Côté employeur, certaines pratiques s’inspirent de la rupture conventionnelle, même avant que la collaboration ne débute. C’est notamment le cas dans l’intérim ou l’apprentissage, mais attention : les indemnités classiques ne s’appliquent pas toujours.
Au cœur du problème, l’enjeu financier n’est jamais loin : indemnité à verser, frais de recrutement partis en fumée, atteinte à l’image ou au moral. Chacun doit peser le pour et le contre avant de prendre le risque d’entrer dans l’arène judiciaire.
Quels obstacles et conditions pour annuler un contrat avant son début ?
Se retirer avant le lever de rideau ne se fait pas d’un claquement de doigts. La liberté contractuelle a ses limites, et le code civil veille au grain. En l’absence de clause de rétractation, l’annulation relève de l’exception — sauf si la loi, par exemple la loi Châtel ou le code de la consommation, en a décidé autrement.
Le préavis n’a pas sa place ici, puisque rien n’a encore commencé. Mais la résiliation peut quand même entraîner des frais inattendus ou des sanctions. L’article 1226 du code civil prévoit la résolution unilatérale en cas de manquement flagrant, mais gare à l’utiliser hors contexte : c’est un terrain glissant.
- Pour les contrats de travail, la frontière entre promesse d’embauche et véritable engagement fait toute la différence. Se rétracter avant la date d’effet n’ouvre la porte à une indemnité que si un préjudice est démontré.
- Dans un CDD, les issues de secours sont strictement balisées : force majeure, accord amiable ou faute grave. Hors de ces chemins, la rupture s’accompagne d’une facture salée.
- Pour les contrats commerciaux ou internationaux, le contrat prévoit souvent ses propres pénalités : frais de résiliation, restitution d’avances… Mieux vaut lire entre les lignes avant de signer.
La Cour de cassation ne cesse de rappeler que l’annulation d’un contrat sans motif solide n’a pas sa place. La bonne foi s’impose, même avant d’entamer la moindre action. Pour éviter la mauvaise surprise, il faut anticiper : intégrer des clauses adaptées dès la négociation du contrat.
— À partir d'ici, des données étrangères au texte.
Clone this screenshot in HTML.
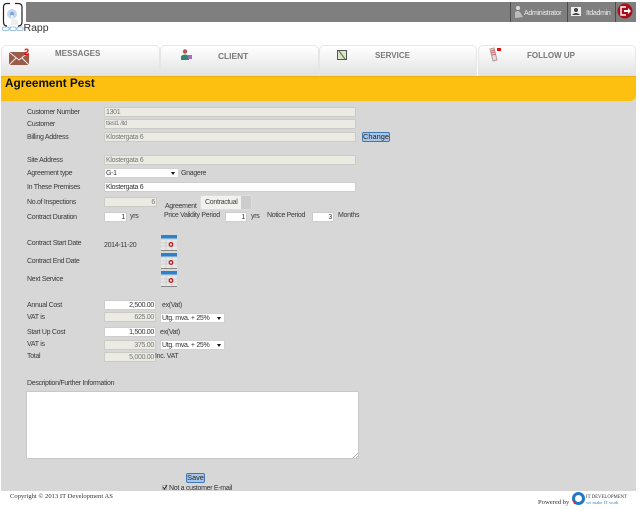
<!DOCTYPE html>
<html><head><meta charset="utf-8"><style>
html,body{margin:0;padding:0;background:#fff;width:641px;height:509px;overflow:hidden}
body{position:relative;font-family:"Liberation Sans",sans-serif;font-size:7px;color:#333}
#w{position:absolute;left:0;top:0;width:641px;height:509px;filter:blur(.35px)}
.a,.l,.i,.s,.t{position:absolute;box-sizing:border-box;white-space:nowrap}
.l,.t,.i,.s,.c{letter-spacing:-.3px}
.l{left:27px;line-height:11px;height:11px;color:#3a3a3a}
.t{line-height:11px;height:11px;color:#3a3a3a}
.i{height:10px;line-height:9px;border:1px solid #cdcdcd;background:#fff;padding:0 1px;color:#333;border-radius:1px}
.d{background:#ebebe4;color:#777;border-color:#cacac6}
.r{text-align:right}
.s{height:10px;line-height:9px;border:1px solid #d2d2d2;background:#fff;padding:0 1px;color:#333}
.s:after{content:"";position:absolute;right:3px;top:3px;border:2px solid transparent;border-top:3px solid #111;border-bottom:0}
.tab{position:absolute;top:45px;height:31px;box-sizing:border-box;border:1px solid #e6e6e6;border-bottom:0;border-radius:5px 5px 0 0;background:linear-gradient(#fff,#e2e2e2)}
.tt{position:absolute;font-weight:bold;font-size:8px;color:#777;line-height:10px;white-space:nowrap}
.btn{position:absolute;box-sizing:border-box;border:1px solid #3f78b5;background:#a9c6e6;border-radius:2px;color:#222;font-size:7.400px;line-height:8px;text-align:center}
.sep{position:absolute;top:2px;height:20px;width:1px;background:#4c4c4c}
.cal{position:absolute;left:161px;width:16px;height:16px}
.f{font-family:'Liberation Serif',serif;letter-spacing:0}
</style></head><body><div id="w">
<div class="a" style="left:26px;top:2px;width:610px;height:20px;background:#7f7f7f"></div>
<div class="sep" style="left:510px"></div><div class="sep" style="left:567px"></div><div class="sep" style="left:615px"></div>
<svg class="a" style="left:514px;top:5px" width="10" height="14" viewBox="0 0 10 14"><circle cx="4" cy="3" r="2" fill="#ddd"/><path d="M1 13V7q3-2 5 0l3 5z" fill="#bbb"/></svg>
<div class="t" style="left:524px;top:8px;color:#eee">Administrator</div>
<div class="a" style="left:571px;top:7px;width:10px;height:9px;background:#eee"><svg width="10" height="9" style="display:block"><circle cx="5" cy="3" r="2" fill="#444"/><path d="M1 8q4-4 8 0z" fill="#444"/></svg></div>
<div class="t" style="left:586px;top:8px;color:#eee">Itdadmin</div>
<svg class="a" style="left:617px;top:3px" width="16" height="16" viewBox="0 0 16 16"><circle cx="8" cy="8" r="7.500" fill="#a5101c"/><path d="M9 4H4v8h5" fill="none" stroke="#fff" stroke-width="1.400"/><path d="M7 7h4V5l3 3-3 3V9H7z" fill="#fff"/></svg>

<svg class="a" style="left:2px;top:2px" width="22" height="30" viewBox="0 0 22 30"><path d="M5 1.500Q1.500 1.500 1.500 5V20Q1.500 24 5 24M16 1.500Q20 1.500 20 5V20Q20 24 16 24M5 1.500h3M13 1.500h3" fill="none" stroke="#222" stroke-width="1.200"/><circle cx="10" cy="12" r="5" fill="#c5d8ee"/><circle cx="10" cy="12" r="2.200" fill="#7ea6d8"/><path d="M9 13h2l1 4 4 1v5H9z" fill="#eee"/><rect x="0.500" y="25" width="6.500" height="3.500" rx="1.200" fill="none" stroke="#7fb2e2" stroke-width=".8"/><rect x="8" y="25" width="6" height="3.500" rx="1.200" fill="none" stroke="#7fb2e2" stroke-width=".8"/><rect x="15" y="25" width="6" height="3.500" rx="1.200" fill="none" stroke="#7fb2e2" stroke-width=".8"/></svg>
<div class="t" style="left:23.500px;top:22px;font-size:10.500px;line-height:12px;height:12px;color:#333;letter-spacing:0">Rapp</div>

<div class="tab" style="left:1px;width:159px"></div>
<div class="tab" style="left:160px;width:159px"></div>
<div class="tab" style="left:319px;width:158px"></div>
<div class="tab" style="left:478px;width:158px"></div>
<svg class="a" style="left:8px;top:48px" width="22" height="18" viewBox="0 0 22 18"><rect x="1" y="4" width="20" height="13" fill="#9c5a48"/><path d="M1 4l10 8 10-8M1 17l7-7M21 17l-7-7" fill="none" stroke="#eee" stroke-width="1"/><text x="16" y="7" font-size="9" font-weight="bold" fill="#e00" font-family="Liberation Sans">2</text></svg>
<div class="tt" style="left:55px;top:49px">MESSAGES</div>
<svg class="a" style="left:180px;top:49px" width="13" height="12" viewBox="0 0 13 12"><circle cx="5" cy="2.500" r="2.200" fill="#b55"/><path d="M1 11V7q4-3 8 0v4z" fill="#2e8a6a"/><rect x="8" y="6" width="4" height="4" fill="#a070c0"/></svg>
<div class="tt" style="left:218px;top:51px;font-size:8.400px">CLIENT</div>
<svg class="a" style="left:336px;top:49px" width="12" height="12" viewBox="0 0 12 12"><rect x="1.500" y="1.500" width="9" height="9" fill="#dfe3cf" stroke="#555"/><path d="M3 2l6 8" stroke="#4c8a3a" stroke-width="1.200"/></svg>
<div class="tt" style="left:375px;top:51px">SERVICE</div>
<svg class="a" style="left:488px;top:46px" width="14" height="16" viewBox="0 0 14 16"><path d="M2 3l4-1 3 12-4 1z" fill="#ddd" stroke="#b99"/><path d="M3 5l4-1M3 7l4-1M4 9l4-1" stroke="#c66"/><rect x="9" y="2" width="4" height="3" fill="#e01010"/></svg>
<div class="tt" style="left:527px;top:51px">FOLLOW UP</div>

<div class="a" style="left:1px;top:76px;width:635px;height:415px;background:#d7d7d7"></div>
<div class="a" style="left:1px;top:76px;width:635px;height:25px;background:#fdc010;border-radius:0 0 6px 0;border-top:1px solid #eab010"></div>
<div class="a" style="left:5px;top:76px;font-weight:bold;font-size:11.800px;line-height:14px;color:#111">Agreement Pest</div>

<div class="l" style="top:107px">Customer Number</div><div class="i d" style="left:104px;top:107px;width:252px">1301</div>
<div class="l" style="top:119px">Customer</div><div class="i d" style="left:104px;top:119px;width:252px;font-size:6px">ttest1 /itd</div>
<div class="l" style="top:132px">Billing Address</div><div class="i d" style="left:104px;top:132px;width:252px">Klostergata 6</div>
<div class="btn" style="left:362px;top:132px;width:28px;height:10px">Change</div>
<div class="l" style="top:155px">Site Address</div><div class="i d" style="left:104px;top:155px;width:252px">Klostergata 6</div>
<div class="l" style="top:168px">Agreement type</div><div class="s" style="left:104px;top:168px;width:75px">G-1</div><div class="t" style="left:181px;top:168px">Gnagere</div>
<div class="l" style="top:182px">In These Premises</div><div class="i" style="left:104px;top:182px;width:252px">Klostergata 6</div>
<div class="l" style="top:197px">No.of Inspections</div><div class="i d r" style="left:104px;top:197px;width:53px">6</div>
<div class="t" style="left:165px;top:201px">Agreement</div>
<div class="a c" style="left:200px;top:195px;width:52px;height:15px;background:#f1f1ee;border:1px solid #ddd;border-radius:2px;line-height:13px;padding-left:4px;color:#444">Contractual<div class="a" style="right:0;top:0;width:10px;height:13px;background:#ccc"></div></div>
<div class="l" style="top:212px">Contract Duration</div><div class="i r" style="left:104px;top:212px;width:23px">1</div><div class="t" style="left:130px;top:211px">yrs</div>
<div class="t" style="left:164px;top:210px">Price Validity Period</div><div class="i r" style="left:225px;top:212px;width:22px">1</div><div class="t" style="left:251px;top:211px">yrs</div>
<div class="t" style="left:267px;top:210px">Notice Period</div><div class="i r" style="left:312px;top:212px;width:22px">3</div><div class="t" style="left:338px;top:210px">Months</div>

<div class="l" style="top:238px">Contract Start Date</div><div class="t" style="left:104px;top:240px">2014-11-20</div>
<div class="l" style="top:256px">Contract End Date</div>
<div class="l" style="top:274px">Next Service</div>
<svg class="cal" style="top:235px" viewBox="0 0 16 16"><rect width="16" height="3.500" fill="#2a82cc"/><rect y="5" width="16" height="10" fill="#e6e6e6"/><path d="M0 8h16M0 11h16M5 5v10M11 5v10" stroke="#bbb" stroke-width=".5"/><circle cx="10" cy="9.500" r="1.800" fill="none" stroke="#c02020" stroke-width="1.300"/><rect y="15" width="16" height="1" fill="#888"/></svg>
<svg class="cal" style="top:253px" viewBox="0 0 16 16"><rect width="16" height="3.500" fill="#2a82cc"/><rect y="5" width="16" height="10" fill="#e6e6e6"/><path d="M0 8h16M0 11h16M5 5v10M11 5v10" stroke="#bbb" stroke-width=".5"/><circle cx="10" cy="9.500" r="1.800" fill="none" stroke="#c02020" stroke-width="1.300"/><rect y="15" width="16" height="1" fill="#888"/></svg>
<svg class="cal" style="top:271px" viewBox="0 0 16 16"><rect width="16" height="3.500" fill="#2a82cc"/><rect y="5" width="16" height="10" fill="#e6e6e6"/><path d="M0 8h16M0 11h16M5 5v10M11 5v10" stroke="#bbb" stroke-width=".5"/><circle cx="10" cy="9.500" r="1.800" fill="none" stroke="#c02020" stroke-width="1.300"/><rect y="15" width="16" height="1" fill="#888"/></svg>

<div class="l" style="top:300px">Annual Cost</div><div class="i r" style="left:104px;top:300px;width:52px">2,500.00</div><div class="t" style="left:162px;top:300px">ex(Vat)</div>
<div class="l" style="top:312px">VAT is</div><div class="i d r" style="left:104px;top:312px;width:52px">625.00</div><div class="s" style="left:160px;top:313px;width:65px">Utg. mva. + 25%</div>
<div class="l" style="top:327px">Start Up Cost</div><div class="i r" style="left:104px;top:327px;width:52px">1,500.00</div><div class="t" style="left:160px;top:327px">ex(Vat)</div>
<div class="l" style="top:339px">VAT is</div><div class="i d r" style="left:104px;top:340px;width:52px">375.00</div><div class="s" style="left:160px;top:340px;width:65px">Utg. mva. + 25%</div>
<div class="l" style="top:351px">Total</div><div class="i d r" style="left:104px;top:352px;width:52px">5,000.00</div><div class="t" style="left:155px;top:351px">Inc. VAT</div>

<div class="l" style="top:378px">Description/Further Information</div>
<div class="a" style="left:26px;top:391px;width:333px;height:68px;background:#fff;border:1px solid #c8c8c8"></div>
<svg class="a" style="left:353px;top:453px" width="5" height="5"><path d="M0 5L5 0M3 5L5 3" stroke="#999" stroke-width=".7"/></svg>

<div class="btn" style="left:186px;top:473px;width:19px;height:10px">Save</div>
<div class="a" style="left:162px;top:485px;width:5px;height:5px;background:#eee;border:1px solid #aaa"></div>
<svg class="a" style="left:162px;top:484px" width="6" height="6"><path d="M1 3l1.500 2L5 1" fill="none" stroke="#222" stroke-width="1"/></svg>
<div class="t" style="left:169px;top:483px;color:#333">Not a customer E-mail</div>

<div class="t f" style="left:10px;top:491px;font-size:6.600px;color:#333">Copyright © 2013 IT Development AS</div>
<div class="t f" style="left:538px;top:497px;font-size:6.600px;color:#333">Powered by</div>
<svg class="a" style="left:571px;top:491px" width="15" height="15" viewBox="0 0 15 15"><circle cx="7.500" cy="7.500" r="5" fill="none" stroke="#1f78c8" stroke-width="3"/><path d="M1 8l5 5-3 0z" fill="#d8302a"/></svg>
<div class="t f" style="left:586px;top:492px;font-size:4.800px;color:#333">IT DEVELOPMENT</div>
<div class="t f" style="left:586px;top:497px;font-size:4.600px;color:#3a80c0">we make IT work</div>
</div></body></html>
Procédure étape par étape : comment sécuriser votre résiliation
Résilier un contrat avant son commencement exige méthode et précision. L’objectif : éviter de transformer une rétractation en contentieux. Premier réflexe, passer au crible chaque ligne du contrat, repérer les clauses de sortie, les pénalités, les délais imposés. Un œil attentif sur les articles du code civil ou du code du travail concernés est indispensable.
- Notification écrite : choisissez la lettre recommandée avec accusé de réception. Ce support officiel fait foi, fixe la chronologie et protège d’une contestation future. Précisez le contrat visé, la date de rupture souhaitée, et exposez clairement, si possible, le motif invoqué.
- Justification : appuyez-vous sur un argument légitime, qu’il s’agisse d’un cas de force majeure, d’une faute avérée de l’autre partie, ou d’une clause prévue. Un motif vague ou non prévu ouvre la porte aux dommages-intérêts.
Si la discussion s’enlise, la médiation ou l’arbitrage peuvent désamorcer l’explosion. Ces solutions hors tribunal évitent souvent les procédures interminables. Si l’impasse persiste, il reste l’option du conseil de prud’hommes ou de la juridiction commerciale : mais là, il faut un dossier béton, avec chaque notification, échange et preuve dûment archivés.
Attention à ne pas louper les délais prévus, qu’ils soient contractuels ou légaux. Toute négligence peut rendre la résiliation contestable. Quant à la restitution d’avances ou de frais, elle suit des règles précises, dictées par le contrat ou les arrêts récents de la Cour de cassation. Ici, pas de place pour l’approximation.
Mettre fin à un contrat avant même d’en franchir le seuil, c’est jouer sur une corde raide. Une signature engage, même à distance du point de départ. Reste à savoir si le saut vaut la chute… ou la libération.